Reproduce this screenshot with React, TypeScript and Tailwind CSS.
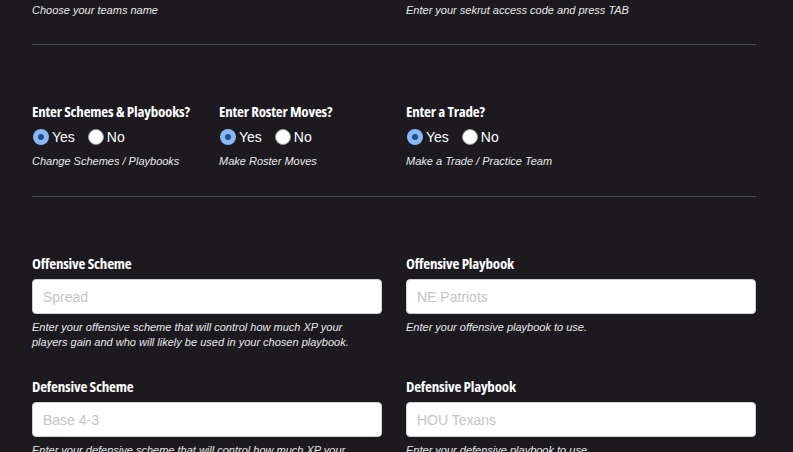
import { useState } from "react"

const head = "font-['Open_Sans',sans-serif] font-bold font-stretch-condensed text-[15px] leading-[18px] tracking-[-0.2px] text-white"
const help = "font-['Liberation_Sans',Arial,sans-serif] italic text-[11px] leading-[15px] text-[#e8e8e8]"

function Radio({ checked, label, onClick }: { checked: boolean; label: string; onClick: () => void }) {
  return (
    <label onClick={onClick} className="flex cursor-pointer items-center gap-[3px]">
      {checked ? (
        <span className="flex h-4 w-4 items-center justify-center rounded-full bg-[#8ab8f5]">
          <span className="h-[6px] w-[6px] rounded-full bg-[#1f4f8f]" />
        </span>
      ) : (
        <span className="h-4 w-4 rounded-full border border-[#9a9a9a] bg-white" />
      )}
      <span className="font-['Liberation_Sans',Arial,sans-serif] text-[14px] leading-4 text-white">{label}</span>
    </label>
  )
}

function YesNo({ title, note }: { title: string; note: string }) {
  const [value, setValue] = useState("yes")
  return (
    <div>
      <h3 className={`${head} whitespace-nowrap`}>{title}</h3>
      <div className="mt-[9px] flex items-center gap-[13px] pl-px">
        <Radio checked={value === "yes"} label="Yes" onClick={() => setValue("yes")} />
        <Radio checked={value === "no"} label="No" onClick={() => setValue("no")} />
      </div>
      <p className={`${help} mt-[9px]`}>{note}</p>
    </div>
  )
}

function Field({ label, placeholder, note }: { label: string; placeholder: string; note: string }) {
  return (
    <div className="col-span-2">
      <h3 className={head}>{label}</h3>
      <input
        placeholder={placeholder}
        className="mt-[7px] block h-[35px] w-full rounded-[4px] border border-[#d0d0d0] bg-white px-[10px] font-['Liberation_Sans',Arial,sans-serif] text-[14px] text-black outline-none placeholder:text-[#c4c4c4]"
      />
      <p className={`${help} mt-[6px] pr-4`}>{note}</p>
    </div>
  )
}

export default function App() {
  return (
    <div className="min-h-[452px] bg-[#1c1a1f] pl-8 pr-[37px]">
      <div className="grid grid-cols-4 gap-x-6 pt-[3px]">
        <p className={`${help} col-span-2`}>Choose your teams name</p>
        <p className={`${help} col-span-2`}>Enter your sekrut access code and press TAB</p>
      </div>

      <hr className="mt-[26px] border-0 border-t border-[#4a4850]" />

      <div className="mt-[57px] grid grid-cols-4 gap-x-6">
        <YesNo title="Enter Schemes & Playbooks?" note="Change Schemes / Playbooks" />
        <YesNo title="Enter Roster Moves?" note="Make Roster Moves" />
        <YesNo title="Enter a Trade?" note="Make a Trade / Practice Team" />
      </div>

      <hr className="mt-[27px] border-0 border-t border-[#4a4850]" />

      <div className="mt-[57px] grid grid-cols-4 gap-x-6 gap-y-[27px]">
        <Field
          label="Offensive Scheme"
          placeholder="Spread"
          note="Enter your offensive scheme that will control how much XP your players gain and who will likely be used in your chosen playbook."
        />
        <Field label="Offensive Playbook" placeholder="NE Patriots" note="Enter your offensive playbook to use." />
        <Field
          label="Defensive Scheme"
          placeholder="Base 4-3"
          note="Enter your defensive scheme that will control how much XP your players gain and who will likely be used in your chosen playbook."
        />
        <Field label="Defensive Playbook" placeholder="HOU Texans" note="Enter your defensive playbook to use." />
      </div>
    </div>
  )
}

Exercise → Write out each line again precisely as it appears, skipping every picture.

Exercise response →
Reproduce this screenshot with React, TypeScript and Tailwind CSS.
import { useState } from "react"

const head = "font-['Open_Sans',sans-serif] font-bold font-stretch-condensed text-[15px] leading-[18px] tracking-[-0.2px] text-white"
const help = "font-['Liberation_Sans',Arial,sans-serif] italic text-[11px] leading-[15px] text-[#e8e8e8]"

function Radio({ checked, label, onClick }: { checked: boolean; label: string; onClick: () => void }) {
  return (
    <label onClick={onClick} className="flex cursor-pointer items-center gap-[3px]">
      {checked ? (
        <span className="flex h-4 w-4 items-center justify-center rounded-full bg-[#8ab8f5]">
          <span className="h-[6px] w-[6px] rounded-full bg-[#1f4f8f]" />
        </span>
      ) : (
        <span className="h-4 w-4 rounded-full border border-[#9a9a9a] bg-white" />
      )}
      <span className="font-['Liberation_Sans',Arial,sans-serif] text-[14px] leading-4 text-white">{label}</span>
    </label>
  )
}

function YesNo({ title, note }: { title: string; note: string }) {
  const [value, setValue] = useState("yes")
  return (
    <div>
      <h3 className={`${head} whitespace-nowrap`}>{title}</h3>
      <div className="mt-[9px] flex items-center gap-[13px] pl-px">
        <Radio checked={value === "yes"} label="Yes" onClick={() => setValue("yes")} />
        <Radio checked={value === "no"} label="No" onClick={() => setValue("no")} />
      </div>
      <p className={`${help} mt-[9px]`}>{note}</p>
    </div>
  )
}

function Field({ label, placeholder, note }: { label: string; placeholder: string; note: string }) {
  return (
    <div className="col-span-2">
      <h3 className={head}>{label}</h3>
      <input
        placeholder={placeholder}
        className="mt-[7px] block h-[35px] w-full rounded-[4px] border border-[#d0d0d0] bg-white px-[10px] font-['Liberation_Sans',Arial,sans-serif] text-[14px] text-black outline-none placeholder:text-[#c4c4c4]"
      />
      <p className={`${help} mt-[6px] pr-4`}>{note}</p>
    </div>
  )
}

export default function App() {
  return (
    <div className="min-h-[452px] bg-[#1c1a1f] pl-8 pr-[37px]">
      <div className="grid grid-cols-4 gap-x-6 pt-[3px]">
        <p className={`${help} col-span-2`}>Choose your teams name</p>
        <p className={`${help} col-span-2`}>Enter your sekrut access code and press TAB</p>
      </div>

      <hr className="mt-[26px] border-0 border-t border-[#4a4850]" />

      <div className="mt-[57px] grid grid-cols-4 gap-x-6">
        <YesNo title="Enter Schemes & Playbooks?" note="Change Schemes / Playbooks" />
        <YesNo title="Enter Roster Moves?" note="Make Roster Moves" />
        <YesNo title="Enter a Trade?" note="Make a Trade / Practice Team" />
      </div>

      <hr className="mt-[27px] border-0 border-t border-[#4a4850]" />

      <div className="mt-[57px] grid grid-cols-4 gap-x-6 gap-y-[27px]">
        <Field
          label="Offensive Scheme"
          placeholder="Spread"
          note="Enter your offensive scheme that will control how much XP your players gain and who will likely be used in your chosen playbook."
        />
        <Field label="Offensive Playbook" placeholder="NE Patriots" note="Enter your offensive playbook to use." />
        <Field
          label="Defensive Scheme"
          placeholder="Base 4-3"
          note="Enter your defensive scheme that will control how much XP your players gain and who will likely be used in your chosen playbook."
        />
        <Field label="Defensive Playbook" placeholder="HOU Texans" note="Enter your defensive playbook to use." />
      </div>
    </div>
  )
}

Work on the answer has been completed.